Other things matter too, but he ignores them here--he admittedly pursues a partial argument, demonstrating only that the variable of concern to him matters.
The author uses George Tsebelis' veto player framework: As the number of veto players increases, policy stability also increases. Having more than one veto player helps to reduce the likelihood of policy volatility, but there is some point of inflexion after which additional veto players become unwelcome, serving only to increase the likelihood of policy rigidity. The fewer the veto players, the greater the risk to investors of policy volatility; the greater the number of veto players, the greater the risk to investors of policy rigidity. Therefore, this relationship is represented in more of a U-shaped curve rather than a linear function. See figure 3 on pg. 89.
See figure 4 on page 94. A "most similar" design, using four SE Asian countries that were similar in important ways but had varying distributions of veto authority and varying levels of investment flight (see page 82 for case selection).

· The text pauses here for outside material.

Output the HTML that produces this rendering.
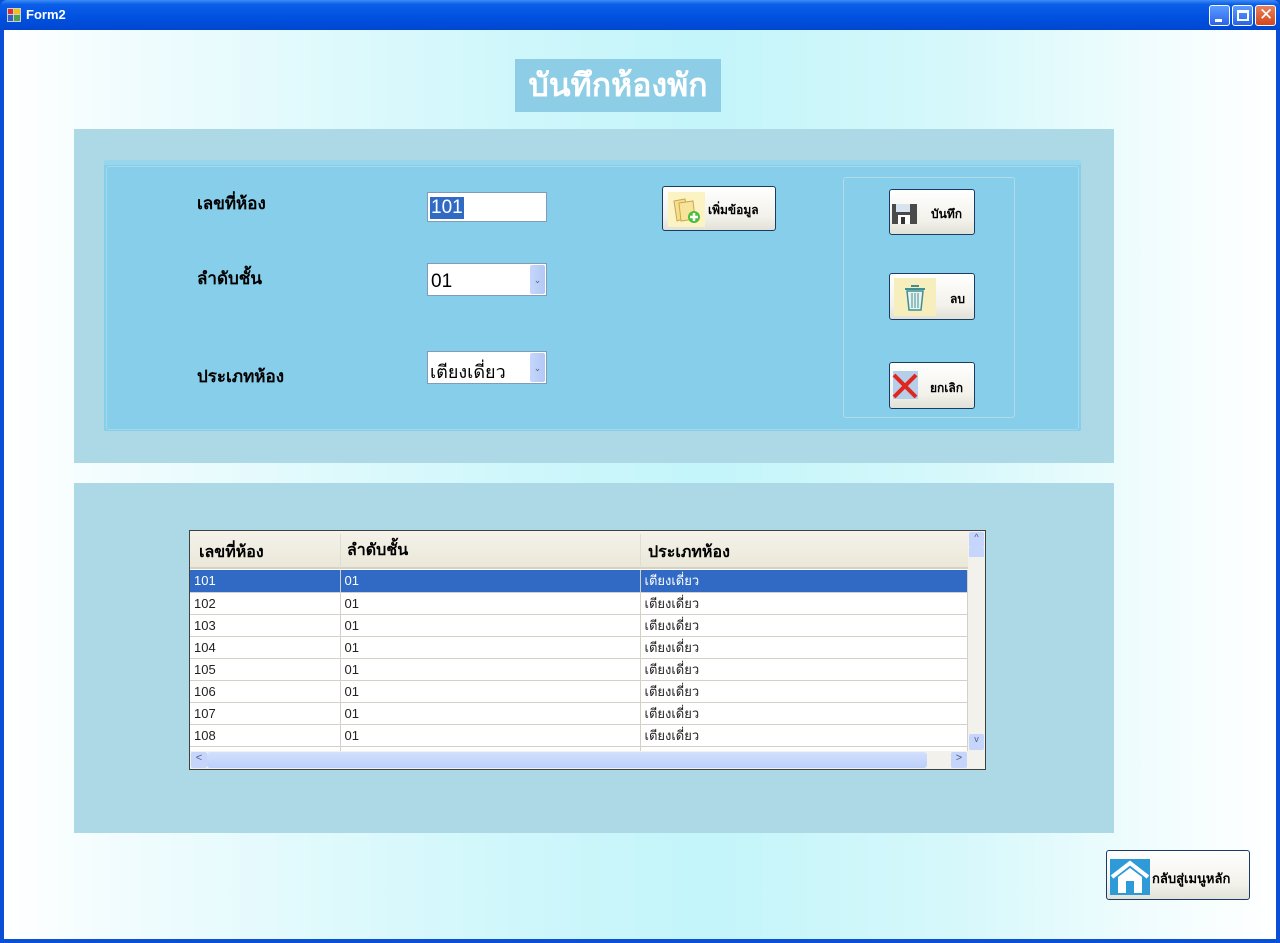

With the onset of the crisis, there was too much political interference. There were at least six veto players who had fragmented control over policy. This enhanced the government's inability to deliver necessary policy adjustments, which scared investors.
The steady and coherent policy response of the Philippine government helped it to avoid a substantially worse investment reversal. The administration showed relative coherence and consistency of policy management. With only three veto players, timely policy adjustment was possible. The constraints on executive action from the legislature and the judiciary were sufficient to preclude the possibility of radical policy volatility--the syndrome we observe in Malaysia and Indonesia. Alone among the four cases, the Philippines did not see its credit rating fall sharply during the crisis--its rating, instead, held steady.
Having only one veto player made strong surges in one policy direction and then the other and then back again possible (volatility). Malaysia's institutional framework was very permissive of flexible policy action--strong action in any direction. This led to investor insecurity and the worsening of the crisis.
Although both the House and the President had veto power, the centralization of power on the President has led to his sole decision making power in the matter of the crisis. He has changed his policy choices almost daily, leading to severe policy volatility, which for investors became intolerable. With policy signals fluctuating so wildly and with there being no institutional mechanism for the government to make credible policy commitments, there was a rapid and total collapse in investment. Investors had no basis for predicting government policy nor for trusting government promises. Exit was the only reasonable option.
A heavy concentration of veto authority, especially in a weakly democratic or authoritarian context, produces an inherent risk of policy volatility. A wide dispersal of veto authority produces an inherent risk of policy rigidity. Intermediate configurations make policy sticky but leave some room for adjustment. The institutional framework alone is not a sufficient factor to explain the diverse outcomes, but it is a necessary factor. Institutions do not drive policy, but they do impose parameters on what is possible.